Not likely. He doesn't watch CSPAN, has little appetite for political theatrics and has no ambition to hold elected office.
"I try to stay up to date with the news. But I don't dig through articles to find juicy details about politics," he said.
Well-spoken beyond his years, Bullock cares more about words.
"I'm looking at a communications degree," he said. "I'm almost finished learning Spanish. Soon I'll be out of college classes to take. I'd like to learn a third language and find work as a translator."
He mentions Chinese and Russian as viable, in-demand options.
As it happens, this desired line of study - communication - dovetails nicely with SCYC's mission.
In late October, youth project coordinator Cindy Houston organized a meet-and-greet where 15-odd students networked with adults from the Piñon Project, Mesa Verde Museum Association, Cortez Historic Preservation Board, Heart and Soul Project, KSJD Dry Land Community Radio, and other groups looking to involve youth in their operations.
"City council was the biggest draw for me. I wanted to feel a part of something bigger. The council makes lots of important decisions, and I thought it'd be great to share a youth perspective on some topics," he said.
A few weeks later all parties reconvened for a training session. The purpose? Solving entrenched communication barriers.
"We talked about perception," Houston said. "Youth have perceived ideas of what adults eat, wear, how they talk, what they care about. The opposite occurs, too. Adults have a misperception that kids don't want to be engaged. The first step was to recognize these perceptions aren't really true."
Bullock agreed that the generations are prone to talking past one another, but thinks it doesn't need to be that way.

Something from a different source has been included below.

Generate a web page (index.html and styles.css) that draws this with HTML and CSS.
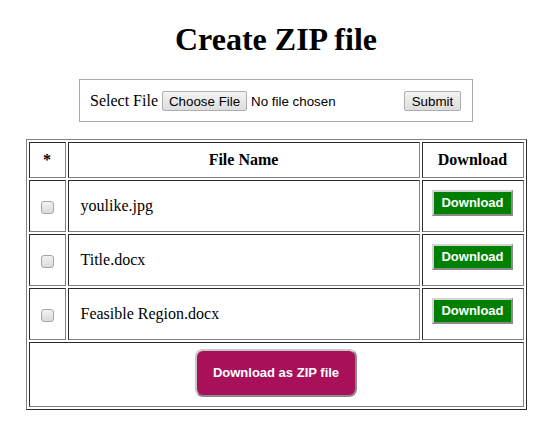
FILE: index.html
```html
<!DOCTYPE html>
<html>
<head>
<meta charset="utf-8">
<title>Create ZIP file</title>
<link rel="stylesheet" href="styles.css">
</head>
<body>
<h1 class="title">Create ZIP file</h1>
<form class="upload">
<span class="upload-label">Select File</span> <input class="file-input" type="file"> <input class="submit-btn" type="submit" value="Submit">
</form>
<table class="files">
<thead>
<tr>
<th class="col-check">*</th>
<th class="col-name">File Name</th>
<th class="col-dl">Download</th>
</tr>
</thead>
<tbody>
<tr>
<td class="cell-check"><input type="checkbox" class="check"></td>
<td class="cell-name">youlike.jpg</td>
<td class="cell-dl"><button class="dl-btn" type="button">Download</button></td>
</tr>
<tr>
<td class="cell-check"><input type="checkbox" class="check"></td>
<td class="cell-name">Title.docx</td>
<td class="cell-dl"><button class="dl-btn" type="button">Download</button></td>
</tr>
<tr>
<td class="cell-check"><input type="checkbox" class="check"></td>
<td class="cell-name">Feasible Region.docx</td>
<td class="cell-dl"><button class="dl-btn" type="button">Download</button></td>
</tr>
<tr>
<td class="cell-zip" colspan="3"><button class="zip-btn" type="button">Download as ZIP file</button></td>
</tr>
</tbody>
</table>
</body>
</html>
```

FILE: styles.css
```css
body {
  margin: 8px;
  font-family: "Liberation Serif", "Times New Roman", serif;
  font-size: 16px;
  color: #000;
  background: #fff;
}

.title {
  font-size: 32px;
  font-weight: bold;
  text-align: center;
  margin: 13px 0 21px;
}

.upload {
  width: fit-content;
  margin: 0 auto 17px;
  padding: 10px 11px 10px 10px;
  border: 1px solid #a9a9a9;
  line-height: 20px;
}

.upload-label {
  vertical-align: middle;
}

.file-input {
  width: 238px;
  font-family: "Liberation Sans", Arial, sans-serif;
  font-size: 13.33px;
  color: #000;
  vertical-align: middle;
  margin: 0;
}

.file-input::file-selector-button {
  font-family: "Liberation Sans", Arial, sans-serif;
  font-size: 13.33px;
  height: 20px;
  padding: 0 6px;
  margin: 0 4px 0 0;
  border: 1px solid #adadad;
  border-radius: 2px;
  background: linear-gradient(#f4f4f4, #dddddd);
  color: #000;
}

.submit-btn {
  font-family: "Liberation Sans", Arial, sans-serif;
  font-size: 13.33px;
  height: 20px;
  width: 57px;
  padding: 0 6px;
  margin: 0;
  border: 1px solid #adadad;
  border-radius: 2px;
  background: linear-gradient(#f4f4f4, #dddddd);
  color: #000;
  vertical-align: middle;
}

.files {
  width: 501px;
  margin: 0 auto;
  border: 1px outset gray;
  border-spacing: 2px;
  table-layout: fixed;
}

.files th,
.files td {
  box-sizing: border-box;
  border: 1px inset gray;
  padding: 0 12px;
}

.files th {
  height: 36px;
  text-align: center;
  font-weight: bold;
}

.col-check {
  width: 37px;
}

.col-dl {
  width: 102px;
}

.files td {
  height: 52px;
  vertical-align: middle;
}

.cell-check {
  text-align: center;
  padding: 0 !important;
}

.check {
  appearance: none;
  -webkit-appearance: none;
  box-sizing: border-box;
  margin: 0;
  width: 13px;
  height: 13px;
  border: 1px solid #a6a6a6;
  border-radius: 3px;
  background: linear-gradient(#f2f2f2, #dadada);
  vertical-align: middle;
}

.cell-dl {
  text-align: center;
  padding: 0 !important;
}

.dl-btn {
  box-sizing: border-box;
  width: 81px;
  height: 26px;
  font-family: "Liberation Sans", Arial, sans-serif;
  font-size: 13px;
  font-weight: bold;
  line-height: 14px;
  color: #fff;
  background: #008000;
  border: 2px solid;
  border-color: #d4d4d4 #8a8a8a #8a8a8a #d4d4d4;
  padding: 0;
  margin: 0 0 6px;
  vertical-align: middle;
}

.files td.cell-zip {
  height: 65px;
  text-align: center;
}

.zip-btn {
  box-sizing: border-box;
  width: 162px;
  height: 48px;
  font-family: "Liberation Sans", Arial, sans-serif;
  font-size: 13px;
  font-weight: bold;
  line-height: 16px;
  color: #fff;
  background: #a8115a;
  border: 2px solid;
  border-color: #c8c8c8 #8a8a8a #8a8a8a #c8c8c8;
  border-radius: 8px;
  padding: 0;
  margin: 0 0 4px;
  vertical-align: middle;
}
```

"It can be like speaking two different languages," he said. "We grew up in an era of technology. They grew up in an era where you went outside and played ball - not to say we don't still do that nowadays. Things have changed, but there's always room for improvement."
Too often adults and youth let differing lexicons get in the way of mutual understanding, and the result, unfortunately, is stereotypes.
The incentive to prove them wrong contributes to Bullock's resolve.
"One assumption about youth is that we like instant gratification, for things to happen fast. If they don't, we give up. I feel I can be more dedicated than that," he said. "I'm willing to attend the meetings, even if none of it pertains directly to me. You never know when they might call on you."
Houston wants to keep the youth influx going, and eventually create a more permanent "youth advisory council" for area organizations to consult.
She referenced the Heart and Soul Project, which aims to tap into a more complete cross-section of Cortez residents - "more than the same ten people who go to all the meetings" - to see what they value and envision for their city.
"The idea is to extract those values and use them to drive future city planning. We're getting to the heart. And a big part of who is at the center of this community is youth," she said.